Música e leitura (19 de agosto de 1958)

Duas coisas importantes e necessárias à sensibilidade, espírito e lazer de toda a gente: música e leitura. Nem todos, entretanto, sabem apreciar u’a melodia ou uma boa leitura. Sôbre os que sabem ou gostam, as preferências variam. Há os que gostam de u’a música clássica, os que apreciam um motivo popular, os que se deliciam com uma passagem folclórica. Existem os que gostam de um romance de amor, de um conto policial e por incrível que pareça, há os que tem predileções pelo vernáculo ou determinada ciência.

Música e leitura, obrigatórias em todas as escolas, não conseguiram ainda convencer a maioria de nossa gente, de sua utilidade, de sua necessidade. Mesmo dentro das divergências naturais de predileções, não vemos difundidas em grande escala éssas duas importantes alavancas que ajudam a gente a viver.

O que gosta de música, que tem um senso emotivo musical firmado, sente um conforto incrível ao ouvir meia hora das melodias de sua predileção. O que aprecia a leitura, seja de qual gênero for, passa horas e horas mergulhado num livro, indiferente ao que ocorre no mundo e mesmo em seu derredor.

Ouvir música – para quem gosta – e ler – para quem sabe –, é o mesmo que nadar: enquanto se nada, não se póde pensar em outra coisa, por mais importante que seja.

Lembramo-nos disto, ontem à noite. Ao vasculhar nossa pequena e acanhada biblioteca particular, de franciscana pobresa em óbras de importância, deparamos com um volume que ganhamos de presente lá pelo ido ano de 1936, quando ainda não tínhamos concluído o curso primário. Um romance sobre a Amazônia, escrito por Abguar Bastos, intitulado “Terra de Icamiaba”. Trata-se da 2ª edição, do ano de 1934.

Já tínhamos lido dito livro mais de uma vez. Quando o devoramos pela primeira oportunidade, não fomos capazes de interpretá-lo claramente. Posteriormente, relemos o volume, para “matar o tempo”. Mais tarde, outra vez. Ontem, caiu-nos às mãos dito objeto, mais uma vez. Abrimos suas páginas e deixamos correr os olhos.
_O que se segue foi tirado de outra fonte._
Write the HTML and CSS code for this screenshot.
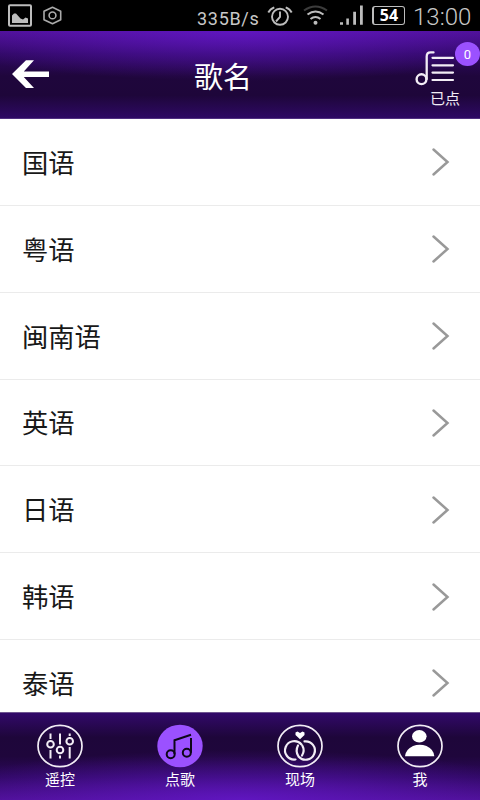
FILE: index.html
```html
<!DOCTYPE html>
<html lang="zh-CN">
<head>
<meta charset="utf-8">
<title>歌名</title>
<link rel="stylesheet" href="styles.css">
</head>
<body>
<div class="app">
  <div class="status">
    <svg class="notices" width="70" height="31" viewBox="0 0 70 31">
      <rect x="9" y="5.2" width="22" height="20.6" rx="1" fill="none" stroke="#bdbdbd" stroke-width="2"/>
      <path d="M12 23V15.500l2-2h2l4.500 5 2.500 1 2.500-2 2.500 1V23z" fill="#bdbdbd"/>
      <path d="M52.500 7.200L60.700 11.300V19.700L52.500 23.800L44 19.700V11.300Z" fill="none" stroke="#aaa" stroke-width="1.600" stroke-linejoin="round"/>
      <circle cx="52.500" cy="15.400" r="3.400" fill="none" stroke="#aaa" stroke-width="1.600"/>
    </svg>
    <span class="speed">335B/s</span>
    <svg class="signals" width="102" height="31" viewBox="264 0 102 31">
      <g fill="none" stroke="#bdbdbd" stroke-width="1.900">
        <circle cx="280" cy="16.800" r="8"/>
        <path d="M280 11.500V17L276 21.500M268.300 12.500Q270 9 274.300 7.300M285.700 7.300Q290 9 291.700 12.500"/>
      </g>
      <g fill="none" stroke="#bdbdbd" stroke-width="2">
        <path d="M304 10.500Q315.500 2.500 327 10.500" stroke="#3c3c3c"/>
        <path d="M307.500 14.500Q315.500 8.500 323.500 14.500M310.500 19Q315.500 15 320.500 19"/>
      </g>
      <circle cx="315.500" cy="22.700" r="2" fill="#bdbdbd"/>
      <path d="M340 22.200h3v2.600h-3zM346.300 18.500h2.600v6.300h-2.600zM353.200 11.800h2.800v13h-2.800zM360 5.500h2.800v19.300h-2.800z" fill="#bdbdbd"/>
    </svg>
    <span class="battery">54</span>
    <span class="clock">13:00</span>
  </div>

  <header class="header">
    <svg class="back" width="40" height="88" viewBox="10 31 40 88">
      <path d="M12 74L26 60.300H34L23.800 71.500H49V77H23.800L34 88H26Z" fill="#fff"/>
    </svg>
    <h1 class="title">歌名</h1>
    <div class="queue">
      <svg width="46" height="40" viewBox="412 50 46 40">
        <g fill="none" stroke="#f2edf5" stroke-linecap="round">
          <circle cx="421.500" cy="79.200" r="4.900" stroke-width="2.400"/>
          <path d="M426.700 79V56.500Q426.700 52.400 430.500 52.400H433.500" stroke-width="2.300"/>
          <path d="M432.500 57.800H453M432.500 65.300H453M432.500 72.600H453M432.500 80H453" stroke-width="2.200"/>
        </g>
      </svg>
      <span class="queue-label">已点</span>
      <span class="badge">0</span>
    </div>
  </header>

  <main class="list">
    <div class="row"><span>国语</span><svg class="chevron" width="20" height="30" viewBox="0 0 20 30"><path d="M2.500 2.500L16.500 15L2.500 27.500"/></svg></div>
    <div class="row"><span>粤语</span><svg class="chevron" width="20" height="30" viewBox="0 0 20 30"><path d="M2.500 2.500L16.500 15L2.500 27.500"/></svg></div>
    <div class="row"><span>闽南语</span><svg class="chevron" width="20" height="30" viewBox="0 0 20 30"><path d="M2.500 2.500L16.500 15L2.500 27.500"/></svg></div>
    <div class="row"><span>英语</span><svg class="chevron" width="20" height="30" viewBox="0 0 20 30"><path d="M2.500 2.500L16.500 15L2.500 27.500"/></svg></div>
    <div class="row"><span>日语</span><svg class="chevron" width="20" height="30" viewBox="0 0 20 30"><path d="M2.500 2.500L16.500 15L2.500 27.500"/></svg></div>
    <div class="row"><span>韩语</span><svg class="chevron" width="20" height="30" viewBox="0 0 20 30"><path d="M2.500 2.500L16.500 15L2.500 27.500"/></svg></div>
    <div class="row"><span>泰语</span><svg class="chevron" width="20" height="30" viewBox="0 0 20 30"><path d="M2.500 2.500L16.500 15L2.500 27.500"/></svg></div>
  </main>

  <nav class="tabs">
    <div class="tab">
      <svg width="48" height="44" viewBox="0 0 48 44">
        <g fill="none" stroke="#f2edf5" stroke-width="1.700">
          <ellipse cx="24" cy="22" rx="22" ry="20.700"/>
          <g stroke-width="2">
            <path d="M14.500 9.500V15M14.500 26V34.500M24 9.500V20.500M24 31.500V34.500M33.700 9.500V12M33.700 23V34.500"/>
            <circle cx="14.500" cy="20.300" r="3.300"/><circle cx="24" cy="26" r="3.300"/><circle cx="33.700" cy="17.200" r="3.300"/>
          </g>
        </g>
      </svg>
      <span>遥控</span>
    </div>
    <div class="tab">
      <svg width="48" height="44" viewBox="0 0 48 44">
        <ellipse cx="24" cy="22" rx="22.700" ry="21.300" fill="#9b51ff"/>
        <g fill="none" stroke="#0d0618" stroke-width="2">
          <circle cx="14.700" cy="30.300" r="4"/><circle cx="30.800" cy="28.700" r="4"/>
          <path d="M18.500 30V16.200L35 10.800M35 14V28.700"/>
        </g>
      </svg>
      <span>点歌</span>
    </div>
    <div class="tab">
      <svg width="48" height="44" viewBox="0 0 48 44">
        <g fill="none" stroke="#f2edf5" stroke-width="1.700">
          <ellipse cx="24" cy="22" rx="22" ry="20.700"/>
          <g stroke-width="2.200" stroke-linecap="round">
            <path d="M19.500 35.500A9.300 9.200 0 1 1 25.500 20.500M26.500 22Q29 26.500 26 31.500"/>
            <path d="M28.500 17.400A9.300 9.200 0 1 1 22.500 32.500Q19 27 22 21.500"/>
          </g>
        </g>
        <path d="M24 15.300L19.500 11V8.600L21.500 7.500L24 9L26.500 7.500L28.500 8.600V11Z" fill="#fff"/>
      </svg>
      <span>现场</span>
    </div>
    <div class="tab">
      <svg width="48" height="44" viewBox="0 0 48 44">
        <ellipse cx="24" cy="22" rx="22" ry="20.700" fill="none" stroke="#f2edf5" stroke-width="1.700"/>
        <ellipse cx="23.300" cy="12.300" rx="7.300" ry="6.200" fill="#fff"/>
        <path d="M9 32.300Q9.500 25.500 17 22Q23.500 19.500 30.500 22Q38 25.500 38.300 32.300Z" fill="#fff"/>
      </svg>
      <span>我</span>
    </div>
  </nav>
</div>
</body>
</html>
```
FILE: styles.css
```css
* {
  box-sizing: border-box;
}

body {
  margin: 0;
  font-family: "Noto Sans CJK SC", sans-serif;
}

.app {
  display: flex;
  flex-direction: column;
  width: 480px;
  height: 800px;
  overflow: hidden;
  background: #fff;
}

.status {
  display: flex;
  align-items: center;
  flex: none;
  height: 31px;
  background: #000;
  color: #c8c8c8;
  font-family: Roboto, sans-serif;
}

.speed {
  width: 67px;
  margin: 5px 0 0 127px;
  font-size: 18px;
  letter-spacing: 0.700px;
}

.battery {
  width: 33px;
  height: 19px;
  margin-left: 6px;
  border: 1.500px solid #bdbdbd;
  border-left-width: 2px;
  border-radius: 3px;
  color: #fff;
  font: bold 16px/16px "Noto Sans", sans-serif;
  text-align: center;
}

.clock {
  margin: 2px 0 0 8px;
  font-size: 24px;
  font-weight: 300;
}

.header {
  display: flex;
  flex: none;
  height: 88px;
  padding-left: 10px;
  border-bottom: 1px solid #503080;
  background:
    radial-gradient(ellipse 330px 50px at 50% 0, rgba(104, 24, 212, 0.700), rgba(104, 24, 212, 0)),
    linear-gradient(180deg, #4c1090 0%, #2e0860 26%, #1f063c 52%, #1e063a 74%, #2e0964 100%);
}

.title {
  width: 120px;
  margin: 24px 0 0 113px;
  color: #fff;
  font-size: 29px;
  font-weight: 400;
  line-height: 40px;
  text-align: center;
}

.queue {
  position: relative;
  display: flex;
  flex-direction: column;
  width: 68px;
  margin: 19px 0 0 129px;
}

.queue-label {
  margin: -2px 0 0 18px;
  color: #f2edf5;
  font-size: 15px;
  line-height: 20px;
}

.badge {
  position: absolute;
  top: -8px;
  right: 0;
  width: 25px;
  height: 24px;
  border-radius: 50%;
  background: #9b51ff;
  color: #fff;
  font: 13px/25px Roboto, sans-serif;
  text-align: center;
}

.list {
  flex: 1;
  overflow: hidden;
}

.row {
  display: flex;
  align-items: center;
  justify-content: space-between;
  height: 86.850px;
  padding: 0 29px 1px 22px;
  border-bottom: 1px solid #ebebeb;
  color: #181818;
  font-size: 26.300px;
}

.chevron {
  margin-top: 2px;
  fill: none;
  stroke: #999;
  stroke-width: 2.500;
  stroke-linecap: round;
}

.tabs {
  display: grid;
  grid-template-columns: repeat(4, 1fr);
  flex: none;
  height: 88px;
  padding-top: 11px;
  border-top: 1px solid #6e5590;
  background:
    radial-gradient(ellipse 330px 50px at 50% 100%, rgba(104, 24, 212, 0.700), rgba(104, 24, 212, 0)),
    linear-gradient(180deg, #32096a 0%, #1e063a 28%, #1f063c 50%, #2e0860 74%, #4c1090 100%);
}

.tab {
  display: flex;
  flex-direction: column;
  align-items: center;
  color: #fff;
  font-size: 15px;
  line-height: 20px;
}

.tab span {
  margin-top: 1px;
}
```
E gostamos, embora em reprise, fomos adeante.

Leitura deliciosa, apesar da ortografia pretérita. O escritor parece u’a máquina fotográfica, gravando em letra de fôrma, os mais minuciosos detalhes da vida do caboclo amazônico, sua óbra, sua miséria, suas crendices.

Não somos lá bons interpretadores de grandes óbras, mas gostamos do que relemos. A vida núa e crúa do amazonense distanciado da civilização, sua odisséia pela própria vida, suas agruras, enfim.

Tem dois fundos, o citado volume: o patriótico e um outro, que poderíamos considerar como de ogeriza ao estrangeiro, um nacionalismo exagerado, por vez pecador. Entretanto, sua leitura, sob o aspecto puramente literário, é uma obra prima. Tem quadros maravilhosos, fazendo com que o leitor se sinta integrante e acompanhante do desenrolar da história, passando a viver com ela todos os passos de seus personagens.

Descreve com pormenorizados detalhes, o movimento de uma perna no andar, o jogo desenvolvido pelo “pomo de Adão” de uma pessoa que engole o café e outras coisas, exemplificando. É claro que não é bem isso, mas cremos que os leitores nos compreendem. Uma máquina fotografando em quadros coordenados a realidade, a vida de uma gente, numa determinada região do Brasil. Coisas curiosas, diferentes dos melosos romances de amôr, divergentes dos contos policiais por mais empolgantes que sejam. Mostra a vida do sertão amazônico como éla é, seus espinhos, suas dificuldades, seu abandono. É uma clarinada de alerta aos govêrnos, para que volte suas vistas para aqueles irmãos que alí habitam e que tanto amam aquele rincão.

O que mais impressiona no citado volume, é a facilidade do linguajar, os quadros tecidos pela fértil imaginação observadora do autor. Leitura gostosa, amena, prendedora.

Ao revermos o livro, ao abrirmos o volume e repassarmos suas páginas, sentimos aquela satisfação que sente uma pessoa em rever alguma coisa querida e que a tempo não vê. Saudades de sua leitura, saudades de sua história.

Leitura e música, que tanto bem fazem ao espírito da gente, especialmente dos homens de nossos dias, tão assoberbados pelas responsabilidades da própria subsistência, deveriam preocupar mais a todos, indistintamente, a começar pelos pequenos. O gosto por éstas duas artes, talvez contribuísse para que os jovens de hoje (1958) crescessem com mentalidades diferentes das dos atuais e indesejáveis “play boys”.